Designed in California, Made in China: How the iPhone Skews US Trade Deficit

U.S. President Donald Trump often tweets from his iPhone about pressuring China to address its $375 billion trade surplus with the United States. But a closer look at the Apple smartphone reveals how the headline figure is distorted.

The big trade imbalance – at the heart of a potential trade war, with Trump expected to impose tariffs on Chinese imports this week – exists in large part because of electrical goods and tech, the biggest U.S. import item from China.

Apple Inc’s iPhone, however, illustrates how a big portion of that imbalance is due to imports of American-branded products – many of which use global suppliers for parts but are put together in China and shipped around the world.

Take a look at the iPhone X. IHS Markit estimates its components cost a total of $370.25. Of that, $110 goes to Samsung Electronics in South Korea for supplying displays. Another $44.45 goes to Japan’s Toshiba Corp and South Korea’s SK Hynix for memory chips.

Other suppliers from Taiwan, the United States and Europe also take their portion, while assembly, done by contract manufacturers in China like Foxconn, represents only an estimated 3 to 6 percent of the manufacturing cost.

Current trade statistics, however, count most of the manufacturing cost in China’s export numbers, which has prompted global bodies like the World Trade Organization to consider alternative calculations that include where value is added.

The impact on export data of just the iPhone could be major.

Apple shipped 61 million iPhones to the United States last year, data from researchers Counterpoint and IHS Markit show, spending $258 on average to make each iPhone 7 and 7 Plus.

Using a rough calculation that implies the iPhone 7 series added $15.7 billion to the U.S. trade deficit with China last year, about 4.4 percent of the total. That’s also about 22 percent of the $70 billion in cell phones and household goods the U.S. imported from China.

“With an iPhone, where China is just the final assembler, most of the value [contributed by China] is just the labor rather than the components themselves,” said John Wu, an economic analyst with a U.S.-based think tank, the Information & Innovation Foundation.

‘Collateral damage’

Louis Kuijs, head of Asia economics research at Oxford Economics, notes that U.S. companies’ using global supply chains to manufacture products in China means other economies would be caught in the crossfire of a trade war.

“That is an important reason why U.S.-China trade friction will cause ‘collateral damage,’ especially in other Asian economies,” he said, adding that in value added terms, the U.S. trade deficit with China was only $239 billion last year, 36 percent lower than the headline number.

For its part, Apple has responded to Trump’s concerns with a pledge to bring some suppliers to the United States.

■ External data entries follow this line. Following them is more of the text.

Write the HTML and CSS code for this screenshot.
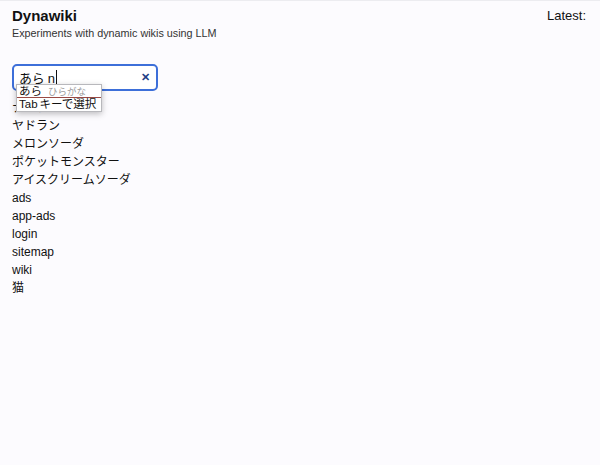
FILE: index.html
```html
<!DOCTYPE html>
<html lang="ja">
<head>
<meta charset="utf-8">
<link rel="stylesheet" href="styles.css">
</head>
<body>
<div class="page">
  <header class="top">
    <div class="brand">
      <h1 class="title">Dynawiki</h1>
      <p class="sub">Experiments with dynamic wikis using LLM</p>
    </div>
    <div class="latest">Latest:</div>
  </header>
  <div class="searchwrap">
    <div class="search">
      <span class="query">あら n</span><span class="caret"></span>
      <span class="clear">✕</span>
    </div>
    <div class="ime">
      <div class="ime-row ime-cand"><span class="ime-main">あら</span><span class="ime-hint">ひらがな</span></div>
      <div class="ime-row ime-tab"><span class="tab">Tab</span>キーで選択</div>
    </div>
  </div>
  <ul class="list">
    <li>ナイフ</li>
    <li>ヤドラン</li>
    <li>メロンソーダ</li>
    <li>ポケットモンスター</li>
    <li>アイスクリームソーダ</li>
    <li>ads</li>
    <li>app-ads</li>
    <li>login</li>
    <li>sitemap</li>
    <li>wiki</li>
    <li>猫</li>
  </ul>
</div>
</body>
</html>
```
FILE: styles.css
```css
html, body {
  margin: 0;
  padding: 0;
  background: #fcfbfe;
}
body {
  font-family: "Liberation Sans", "Noto Sans CJK JP", sans-serif;
  color: #111;
  border-top: 1px solid #ececf0;
  height: 464px;
}
.page {
  padding: 6px 14px 0 12px;
}
.top {
  display: flex;
  justify-content: space-between;
  align-items: flex-start;
}
.title {
  margin: 0;
  font-size: 15px;
  font-weight: bold;
  line-height: 18px;
  color: #111;
}
.sub {
  margin: 1px 0 0;
  font-size: 10.8px;
  line-height: 14px;
  color: #333;
}
.latest {
  font-size: 13px;
  line-height: 16px;
  margin-top: 1px;
}
.searchwrap {
  position: relative;
  margin-top: 24px;
}
.search {
  box-sizing: border-box;
  width: 146px;
  height: 27px;
  border: 2px solid #3d6fd9;
  border-radius: 5px;
  background: #fff;
  display: flex;
  align-items: center;
  padding: 0 0 0 5px;
  font-size: 13px;
}
.query {
  color: #111;
  letter-spacing: -0.3px;
}
.caret {
  display: inline-block;
  width: 1px;
  height: 15px;
  background: #111;
  margin-left: 1px;
}
.clear {
  margin-left: auto;
  margin-right: 6px;
  color: #1f3f86;
  font-size: 11px;
  font-weight: bold;
}
.ime {
  position: absolute;
  left: 4px;
  top: 20px;
  width: 84px;
  background: #fff;
  border: 1px solid #b8b8bc;
  box-shadow: 0 2px 6px rgba(0,0,0,0.25);
  font-size: 11.5px;
}
.ime-row {
  height: 12px;
  line-height: 12px;
  padding: 0 2px;
  white-space: nowrap;
}
.ime-cand {
  border-bottom: 1px solid #9a4a44;
}
.ime-main {
  color: #111;
  margin-right: 6px;
}
.ime-hint {
  color: #9a9a9a;
  font-size: 9.5px;
}
.ime-tab {
  height: 13px;
  line-height: 13px;
  color: #111;
}
.tab {
  margin-right: 2px;
}
.list {
  list-style: none;
  margin: 8px 0 0;
  padding: 0;
  font-size: 12px;
  line-height: 18px;
}
```
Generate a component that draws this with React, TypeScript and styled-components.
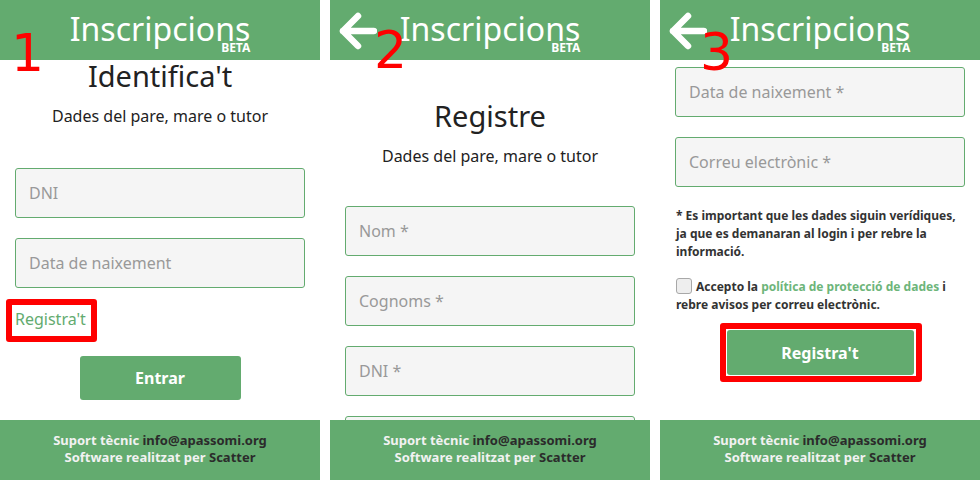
import React from "react";
import styled, { createGlobalStyle } from "styled-components";

const GREEN = "#63ab6f";

const Global = createGlobalStyle`
  html, body { margin: 0; padding: 0; background: #fff; }
  body { font-family: "Noto Sans", "Open Sans", sans-serif; }
  * { box-sizing: border-box; }
`;

const Screens = styled.div`
  display: flex;
  gap: 10px;
  width: 980px;
  height: 480px;
  overflow: hidden;
`;

const Panel = styled.section`
  position: relative;
  width: 320px;
  height: 480px;
  display: flex;
  flex-direction: column;
  background: #fff;
`;

const Header = styled.header`
  height: 60px;
  flex: none;
  background: ${GREEN};
  display: grid;
  grid-template-columns: 1fr auto 1fr;
  align-items: start;
  padding-top: 9px;
`;

const BackSlot = styled.div`
  display: flex;
  align-items: center;
  padding: 3px 0 0 9px;
`;

const TitleBlock = styled.div`
  display: flex;
  flex-direction: column;
  align-items: flex-end;
`;

const Title = styled.div`
  font-size: 32px;
  line-height: 40px;
  color: #fff;
  font-weight: 400;
`;

const Beta = styled.div`
  font-size: 12px;
  line-height: 12px;
  font-weight: 700;
  color: #fff;
  margin-top: -7px;
  margin-right: 0;
`;

const Body = styled.main<{ $top: number }>`
  flex: 1;
  overflow: hidden;
  padding: ${(p) => p.$top}px 15px 0;
  display: flex;
  flex-direction: column;
`;

const Heading = styled.h1`
  margin: 0;
  font-size: 29px;
  line-height: 32px;
  font-weight: 400;
  text-align: center;
  color: #222;
`;

const Sub = styled.p`
  margin: 13px 0 0;
  font-size: 16px;
  line-height: 22px;
  text-align: center;
  color: #222;
`;

const Fields = styled.div<{ $top: number }>`
  display: flex;
  flex-direction: column;
  gap: 20px;
  margin-top: ${(p) => p.$top}px;
`;

const Field = styled.input`
  flex: none;
  width: 290px;
  height: 50px;
  border: 1px solid ${GREEN};
  border-radius: 3px;
  background: #f5f5f5;
  padding: 0 13px;
  font-family: "Noto Sans", sans-serif;
  font-size: 16px;
  color: #333;
  outline: none;
  &::placeholder { color: #999; }
`;

const LinkRow = styled.div`
  position: relative;
  margin-top: 20px;
  align-self: flex-start;
`;

const TextLink = styled.a`
  font-size: 16px;
  line-height: 22px;
  color: ${GREEN};
  text-decoration: none;
  display: block;
`;

const Highlight = styled.span<{ $inset: string }>`
  position: absolute;
  inset: ${(p) => p.$inset};
  border: 6px solid #ff0000;
  border-radius: 3px;
  pointer-events: none;
`;

const ButtonWrap = styled.div<{ $top: number }>`
  position: relative;
  align-self: center;
  margin-top: ${(p) => p.$top}px;
`;

const Button = styled.button<{ $w: number; $h: number }>`
  display: block;
  width: ${(p) => p.$w}px;
  height: ${(p) => p.$h}px;
  border: none;
  border-radius: 3px;
  background: ${GREEN};
  color: #fff;
  font-family: "Noto Sans", sans-serif;
  font-weight: 700;
  font-size: 16px;
`;

const Note = styled.p`
  margin: 20px 0 0;
  padding-left: 1px;
  font-size: 12px;
  line-height: 18px;
  font-weight: 700;
  color: #333;
`;

const Consent = styled.p`
  margin: 17px 0 0;
  padding-left: 1px;
  font-size: 12px;
  line-height: 18px;
  font-weight: 700;
  color: #333;
`;

const Check = styled.span`
  display: inline-block;
  width: 16px;
  height: 16px;
  vertical-align: -3px;
  margin-right: 4px;
  border: 1px solid #a8a8a8;
  border-radius: 3px;
  background: #eeeeee;
`;

const Green = styled.span`
  color: #6db57a;
`;

const Footer = styled.footer`
  height: 60px;
  flex: none;
  background: ${GREEN};
  padding-top: 12px;
  text-align: center;
  font-size: 13px;
  line-height: 17px;
  font-weight: 700;
  color: #f2f2f2;
`;

const Dark = styled.span`
  color: #2b2b2b;
`;

const Step = styled.span<{ $left: number; $top: number }>`
  position: absolute;
  left: ${(p) => p.$left}px;
  top: ${(p) => p.$top}px;
  font-family: "DejaVu Sans", sans-serif;
  font-size: 52px;
  line-height: 52px;
  color: #ff0000;
  pointer-events: none;
`;

const BackArrow = () => (
  <svg width="38" height="38" viewBox="0 0 38 38" fill="none">
    <path
      d="M4 19 H35 M4 19 L19 4 M4 19 L19 34"
      stroke="#fff"
      strokeWidth="6.5"
      strokeLinecap="round"
      strokeLinejoin="round"
    />
  </svg>
);

const AppHeader = ({ back }: { back?: boolean }) => (
  <Header>
    <BackSlot>{back && <BackArrow />}</BackSlot>
    <TitleBlock>
      <Title>Inscripcions</Title>
      <Beta>BETA</Beta>
    </TitleBlock>
    <div />
  </Header>
);

const AppFooter = () => (
  <Footer>
    Suport tècnic <Dark>info@apassomi.org</Dark>
    <br />
    Software realitzat per <Dark>Scatter</Dark>
  </Footer>
);

export default function App() {
  return (
    <>
      <Global />
      <Screens>
        <Panel>
          <AppHeader />
          <Body $top={0}>
            <Heading>Identifica't</Heading>
            <Sub>Dades del pare, mare o tutor</Sub>
            <Fields $top={41}>
              <Field readOnly placeholder="DNI" />
              <Field readOnly placeholder="Data de naixement" />
            </Fields>
            <LinkRow>
              <TextLink>Registra't</TextLink>
              <Highlight $inset="-9px -11px -12px -9px" />
            </LinkRow>
            <ButtonWrap $top={26}>
              <Button $w={161} $h={44}>Entrar</Button>
            </ButtonWrap>
          </Body>
          <AppFooter />
          <Step $left={11} $top={27}>1</Step>
        </Panel>

        <Panel>
          <AppHeader back />
          <Body $top={40}>
            <Heading>Registre</Heading>
            <Sub>Dades del pare, mare o tutor</Sub>
            <Fields $top={39}>
              <Field readOnly placeholder="Nom *" />
              <Field readOnly placeholder="Cognoms *" />
              <Field readOnly placeholder="DNI *" />
              <Field readOnly placeholder="Data de naixement *" />
            </Fields>
          </Body>
          <AppFooter />
          <Step $left={44} $top={24}>2</Step>
        </Panel>

        <Panel>
          <AppHeader back />
          <Body $top={7}>
            <Fields $top={0}>
              <Field readOnly placeholder="Data de naixement *" />
              <Field readOnly placeholder="Correu electrònic *" />
            </Fields>
            <Note>
              * Es important que les dades siguin verídiques, ja que es demanaran al login i per
              rebre la informació.
            </Note>
            <Consent>
              <Check />
              Accepto la <Green>política de protecció de dades</Green> i rebre avisos per correu
              electrònic.
            </Consent>
            <ButtonWrap $top={16}>
              <Button $w={187} $h={45}>Registra't</Button>
              <Highlight $inset="-7px -8px -7px -7px" />
            </ButtonWrap>
          </Body>
          <AppFooter />
          <Step $left={40} $top={26}>3</Step>
        </Panel>
      </Screens>
    </>
  );
}
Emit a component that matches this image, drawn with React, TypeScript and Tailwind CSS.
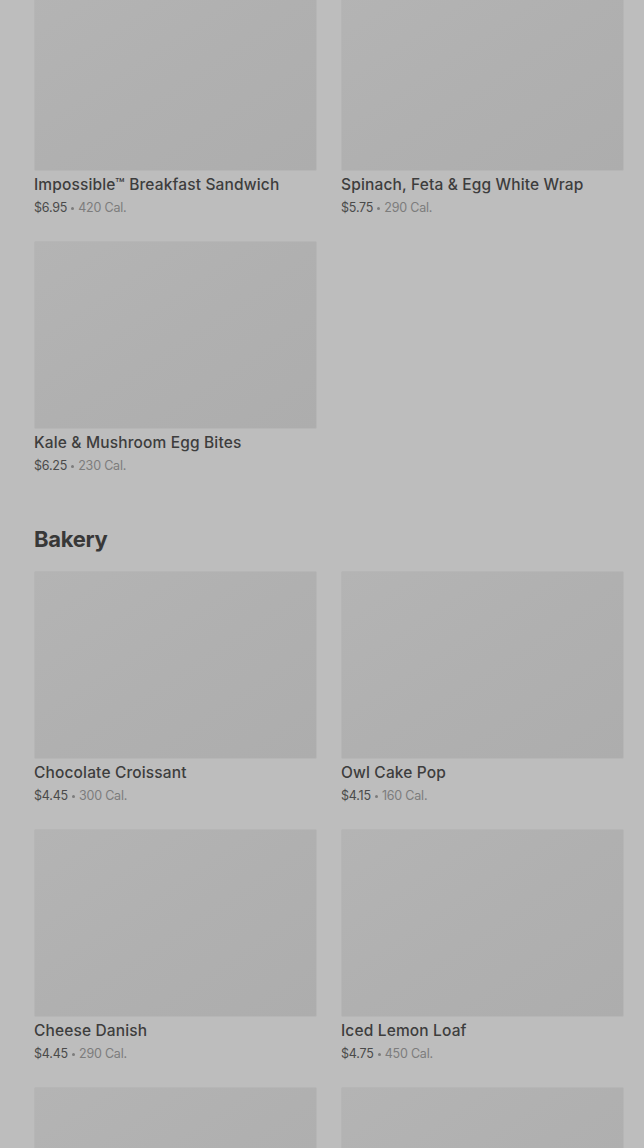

It said in January it planned to pay $55 billion to U.S. suppliers this year.

Over the last decade, Apple shipped 373 million iPhones, worth $101 billion by manufacturing value, in the United States, according to researcher StrategyAnalytics.

The iPhone’s contribution to U.S. trade deficits is almost certain to have grown sharply alongside higher retail prices and shipments.

But the manufacturing value does not include the intellectual property value Apple adds through engineering and design work done in its headquarters in Cupertino, California, as well as margins taken by distributors.

The iPhone X has a manufacturing cost of about $400, an $800 wholesale cost, and a $1,200 retail unsubsidized cost, according to analysts.

Siri, Apple’s “digital assistant,” reflects the challenge of knowing exactly where the value of an iPhone comes from – even if it’s put together in China. If users ask Siri where she is from, the response is: “Like it says on the box… I was designed by Apple in California.”

The closely intertwined manufacturing ecosystem has led to warnings that a trade war would be painful for all sides.

Forty-five U.S. trade associations representing some of the largest U.S. companies urged the president on Sunday not to impose tariffs on China, warning it would be “particularly harmful” to the U.S. economy and consumers.

Retailers and shoemakers, including Wal-Mart Inc and Nike Inc, also sounded the alarm on Monday over concerns the plans would result in higher consumer prices.

A 10 percent tariff levied on Chinese electronics imports would slow the growth of U.S. output by $163 billion over the next 10 years, and a 25 percent tariff would slow output by $332 billion, according to the Information Technology & Innovation Foundation.

Kuijs wrote that both sides would likely show restraint.

All-out economic war, he added, “would cause major economic damage globally.”